Why does microlearning work better than long training?

Microlearning works better because it fights the forgetting curve instead of ignoring it. Research on the forgetting curve shows that humans halve their memory of new information within days unless they consciously review it. One long session gives the brain no second exposure, so most of the content evaporates before it is ever used.

Short lessons let you space that review out, and spacing is one of the most reliable findings in all of learning science. A landmark meta-analysis by Cepeda and colleagues found that learners using spaced practice outperformed those who crammed in 259 out of 271 comparisons. Spreading five short lessons across a week beats one long lesson almost every time.

There is a second reason, and it is brutally practical: attention. A University of California, Irvine study found employees are interrupted roughly every 11 minutes and spend only about 20 seconds on a piece of digital content before switching. A 45-minute module is fighting a war it cannot win. A 3-minute lesson fits inside the attention window people actually have.

The takeaway: memory rewards spacing and short exposures, and the modern workday only offers short exposures. Microlearning aligns your training with both.

Abstract illustration of the forgetting curve, with memory fading over time as points grow fainter

What do the numbers say about microlearning ROI?

The numbers say microlearning improves outcomes and cuts costs at the same time, which is rare in L&D. Here is what the research and industry data show, drawn together in this review of bite-sized learning studies:

  • 18% better knowledge retention compared with traditional formats, per a 2018 study, with some implementations reporting far higher gains.
  • 4x higher engagement than conventional e-learning.
  • 130% increase in employee engagement and productivity at companies using microlearning, according to a Society for Human Resource Management analysis.
  • 82% average completion rate for microlearning courses, versus the 20-to-30% completion rates that plague long online modules.
  • 50% lower development cost and up to 300% faster development speed, because short single-objective units are cheaper to produce and update than sprawling courses.

The completion figure is the quiet hero here. Training that nobody finishes has an effective retention rate of zero, no matter how good the content is. When lessons are short enough to finish, learners finish them, and only then does any of the other math start to work.

How do you build a microlearning program that sticks?

Build a microlearning program by starting with outcomes, not content, then breaking each outcome into the smallest useful unit. Here is a process you can run without a huge budget:

  1. List the behaviors you actually want. Write down what a person should be able to do after training, in plain verbs. "Reset a customer account" beats "understand the account system."
  2. Cut each behavior into single-objective lessons. One concept per unit. If a lesson needs the word "and" to describe its goal, split it.
  3. Add an active moment to every unit. A question, a decision, a quick apply-it task. Passive watching is where retention goes to die, so never let a lesson end without the learner doing something.
  4. Space the sequence. Release lessons over days, not all at once, and loop back to earlier ideas so the spacing effect can do its work.
  5. Deliver on demand. Make lessons findable at the moment of need, on the device people already carry.
  6. Measure completion and recall, not just clicks. Track whether people finish and whether they can still do the task a week later.
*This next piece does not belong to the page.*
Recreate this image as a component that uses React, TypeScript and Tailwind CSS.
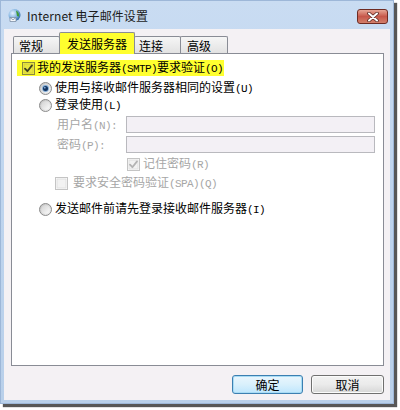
import React from "react";

const A = ({ children }: { children: React.ReactNode }) => (
  <span className="font-['Liberation_Mono',monospace] text-[11px] tracking-[-0.6px]">{children}</span>
);

const Radio = ({ checked }: { checked?: boolean }) => (
  <svg width="13" height="13" viewBox="0 0 13 13" className="shrink-0">
    <defs>
      <linearGradient id="radOut" x1="0" y1="0" x2="1" y2="1">
        <stop offset="0" stopColor="#bdbdbd" />
        <stop offset="1" stopColor="#f6f6f6" />
      </linearGradient>
      <linearGradient id="radIn" x1="0" y1="0" x2="1" y2="1">
        <stop offset="0" stopColor="#d2d2d2" />
        <stop offset="1" stopColor="#fbfbfb" />
      </linearGradient>
    </defs>
    <circle cx="6.5" cy="6.5" r="6" fill="url(#radOut)" stroke="#8c8c8c" strokeWidth="1" />
    <circle cx="6.5" cy="6.5" r="4.3" fill="url(#radIn)" />
    {checked && (
      <>
        <circle cx="6.5" cy="6.5" r="3.4" fill="#7eaad6" />
        <circle cx="6.5" cy="6.5" r="2.5" fill="#14335e" />
        <circle cx="5.8" cy="5.7" r="0.9" fill="#7fa9d6" />
      </>
    )}
  </svg>
);

const Check = ({
  checked,
  disabled,
  tint,
}: {
  checked?: boolean;
  disabled?: boolean;
  tint?: boolean;
}) => {
  const border = tint ? "#8c8a3e" : disabled ? "#c4c4c4" : "#8e8f8f";
  const inner = tint ? "#e9e640" : disabled ? "#f2f2f2" : "#eeeeee";
  const mark = tint ? "#3d3f22" : disabled ? "#b3b3b3" : "#333333";
  return (
    <svg width="13" height="13" viewBox="0 0 13 13" className="shrink-0">
      <rect x="0.5" y="0.5" width="12" height="12" fill={tint ? "#f6f43a" : "#ffffff"} stroke={border} />
      <rect x="2" y="2" width="9" height="9" fill={inner} stroke={tint ? "#d4d13a" : disabled ? "#e0e0e0" : "#d6d6d6"} strokeWidth="1" />
      {checked && (
        <path d="M3 6.6 L5.4 9.2 L10 3.4" fill="none" stroke={mark} strokeWidth="1.8" strokeLinejoin="round" strokeLinecap="round" />
      )}
    </svg>
  );
};

export default function App() {
  return (
    <div className="w-[400px] h-[410px] bg-white font-['Noto_Sans_CJK_SC',sans-serif] text-[12px] leading-none text-black whitespace-nowrap">
      <div className="w-[394px] h-[404px] flex flex-col border border-[#9db7d8] bg-gradient-to-b from-[#c9dcf2] via-[#bed4ee] to-[#b9d0ea] shadow-[3px_3px_1px_rgba(45,45,45,0.8)]">
        {/* Title bar */}
        <div className="h-[28px] flex items-start shrink-0">
          <div className="flex items-center pl-[6px] pt-[7px] gap-[6px]">
            <svg width="14" height="15" viewBox="0 0 14 15">
              <defs>
                <radialGradient id="globe" cx="0.35" cy="0.35" r="0.7">
                  <stop offset="0" stopColor="#e8f3ff" />
                  <stop offset="0.6" stopColor="#7fb2e0" />
                  <stop offset="1" stopColor="#2c6aa8" />
                </radialGradient>
              </defs>
              <circle cx="7.5" cy="7" r="6" fill="url(#globe)" />
              <path d="M9 2.5 C11.5 3.5 12.5 6 12 8.5 L10 8 L9.5 5 Z" fill="#3f9a3a" />
              <path d="M3 9.5 L3 13.5 L9 13.5 L9 9.5 Z" fill="#f4f7fb" stroke="#7d8fa6" strokeWidth="0.8" />
              <path d="M3 9.5 L6 11.8 L9 9.5" fill="none" stroke="#7d8fa6" strokeWidth="0.8" />
            </svg>
            <span className="text-[12px] text-[#1b1b1b] tracking-[0.1px]">Internet 电子邮件设置</span>
          </div>
          <div className="ml-auto mr-[5px] mt-[8px] w-[31px] h-[15px] rounded-[3px] border border-[#6e2b22] bg-gradient-to-b from-[#e6a595] via-[#c6574a] to-[#d27f6b] flex items-center justify-center">
            <svg width="12" height="10" viewBox="0 0 12 10">
              <path d="M2 1.5 L10 8.5 M10 1.5 L2 8.5" stroke="#5a2a24" strokeWidth="3.6" strokeLinecap="round" />
              <path d="M2 1.5 L10 8.5 M10 1.5 L2 8.5" stroke="#ffffff" strokeWidth="2" strokeLinecap="round" />
            </svg>
          </div>
        </div>

        {/* Client area */}
        <div className="flex-1 mx-[3px] mb-[3px] bg-[#f4f1f4] flex flex-col pl-[7px] pr-[6px] pt-[3px]">
          {/* Tabs */}
          <div className="flex items-end h-[21px] ml-[2px] relative z-10">
            <div className="w-[47px] h-[17px] border border-b-0 border-[#898c95] rounded-t-[2px] bg-gradient-to-b from-[#f6f6f6] to-[#e2e2e2] pl-[5px] pt-[3px]">
              常规
            </div>
            <div className="-ml-px w-[76px] h-[22px] mb-[-1px] border border-b-0 border-[#898c95] rounded-t-[2px] bg-[#ffff2e] flex justify-center pt-[5px]">
              发送服务器
            </div>
            <div className="-ml-px w-[47px] h-[17px] border border-b-0 border-[#898c95] rounded-t-[2px] bg-gradient-to-b from-[#f6f6f6] to-[#e2e2e2] pl-[4px] pt-[3px]">
              连接
            </div>
            <div className="-ml-px w-[48px] h-[17px] border border-b-0 border-[#898c95] rounded-t-[2px] bg-gradient-to-b from-[#f6f6f6] to-[#e2e2e2] pl-[6px] pt-[3px]">
              高级
            </div>
          </div>

          {/* Panel */}
          <div className="h-[313px] border border-[#898c95] bg-white flex flex-col">
            <div className="mt-[6px] ml-[5px] w-[207px] h-[16px] bg-[#ffff30] flex items-center pl-[5px] gap-[2px]">
              <Check checked tint />
              <span>我的发送服务器<A>(SMTP)</A>要求验证<A>(O)</A></span>
            </div>

            <div className="mt-[4px] ml-[27px] h-[16px] flex items-center gap-[3px]">
              <Radio checked />
              <span>使用与接收邮件服务器相同的设置<A>(U)</A></span>
            </div>

            <div className="mt-[1px] ml-[27px] h-[16px] flex items-center gap-[3px]">
              <Radio />
              <span>登录使用<A>(L)</A></span>
            </div>

            <div className="mt-[3px] ml-[45px] mr-[8px] h-[17px] flex items-center">
              <span className="w-[69px] shrink-0 text-[#a6a6a6]">用户名<A>(N):</A></span>
              <div className="flex-1 h-[17px] border border-[#b9b9be] bg-[#f3f0f5]" />
            </div>

            <div className="mt-[3px] ml-[45px] mr-[8px] h-[17px] flex items-center">
              <span className="w-[69px] shrink-0 text-[#a6a6a6]">密码<A>(P):</A></span>
              <div className="flex-1 h-[17px] border border-[#b9b9be] bg-[#f3f0f5]" />
            </div>

            <div className="mt-[3px] ml-[115px] h-[16px] flex items-center gap-[3px]">
              <Check checked disabled />
              <span className="text-[#a6a6a6]">记住密码<A>(R)</A></span>
            </div>

            <div className="mt-[3px] ml-[43px] h-[16px] flex items-center gap-[5px]">
              <Check disabled />
              <span className="text-[#a6a6a6]">要求安全密码验证<A>(SPA)(Q)</A></span>
            </div>

            <div className="mt-[10px] ml-[27px] h-[16px] flex items-center gap-[3px]">
              <Radio />
              <span>发送邮件前请先登录接收邮件服务器<A>(I)</A></span>
            </div>
          </div>

          {/* Buttons */}
          <div className="mt-[9px] flex justify-end gap-[8px]">
            <div className="w-[71px] h-[19px] rounded-[3px] border border-[#3c7fb1] bg-gradient-to-b from-[#eaf6fd] via-[#d9f0fc] to-[#bee6fd] shadow-[inset_0_0_0_1px_#a8dcf5] flex items-center justify-center">
              确定
            </div>
            <div className="w-[73px] h-[19px] rounded-[3px] border border-[#707070] bg-gradient-to-b from-[#f2f2f2] via-[#ebebeb] to-[#d6d6d6] shadow-[inset_0_0_0_1px_#fbfbfb] flex items-center justify-center">
              取消
            </div>
          </div>
        </div>
      </div>
    </div>
  );
}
The single biggest upgrade you can make is step 3. A lesson that ends with a real question, and gives feedback on the answer, is worth several passive ones.

One large training module breaking into small spaced bite-sized lesson cards

Where does microlearning go wrong?

Microlearning goes wrong when teams shrink the length but keep the format passive. Chopping a boring hour-long video into twelve boring five-minute videos does not fix anything. You have made the same passive content easier to schedule, which is a scheduling win, not a learning win.

The deeper problem is over-reliance on watching and reading. Recent classroom research on AI study tools found that when learners were simply handed answers, most did not stop to check or engage with them, and the learning barely moved. Short and passive is still passive. The magic is not the small size, it is the active loop inside each small piece.

This is exactly the gap interactive training videos are built to close. When a lesson can pause to ask a learner a question, adapt to a wrong answer, and respond in real time, the "active moment" is not an optional add-on, it is the whole experience. An AI tutor that reacts to each learner turns a 3-minute clip into 3 minutes of thinking, which is the only version of microlearning that changes behavior.

Bite-sized is the delivery. Interaction is the mechanism. Get both right and you stop paying for training that evaporates by Friday.

FAQ

How long should a microlearning lesson be?

Aim for two to five minutes per lesson, built around one objective. The exact length matters less than the rule that each unit teaches a single thing and includes something for the learner to do. If you cannot finish it in a coffee-break gap, it is probably two lessons pretending to be one.

Is microlearning good for compliance and onboarding?

Yes, and those are two of the strongest use cases. Onboarding and compliance both involve a lot of discrete facts and procedures that benefit from spacing and repetition, and both suffer badly from the low completion rates of long modules. Breaking them into short, spaced, interactive units improves both finishing and recall.

Does microlearning replace all long-form training?

No, and it should not. Deep skills, complex judgment, and hands-on practice still need longer formats and coaching. Microlearning is best for knowledge, procedures, reinforcement, and just-in-time support, and it works beautifully as the connective tissue that keeps bigger training programs alive between sessions.

The lesson underneath all the data is simple: people remember what they engage with and forget what they passively absorb. Microlearning wins because it fits real attention spans and lets you space repetition the way memory demands. Make each small piece interactive, and you turn scattered minutes into learning that actually sticks.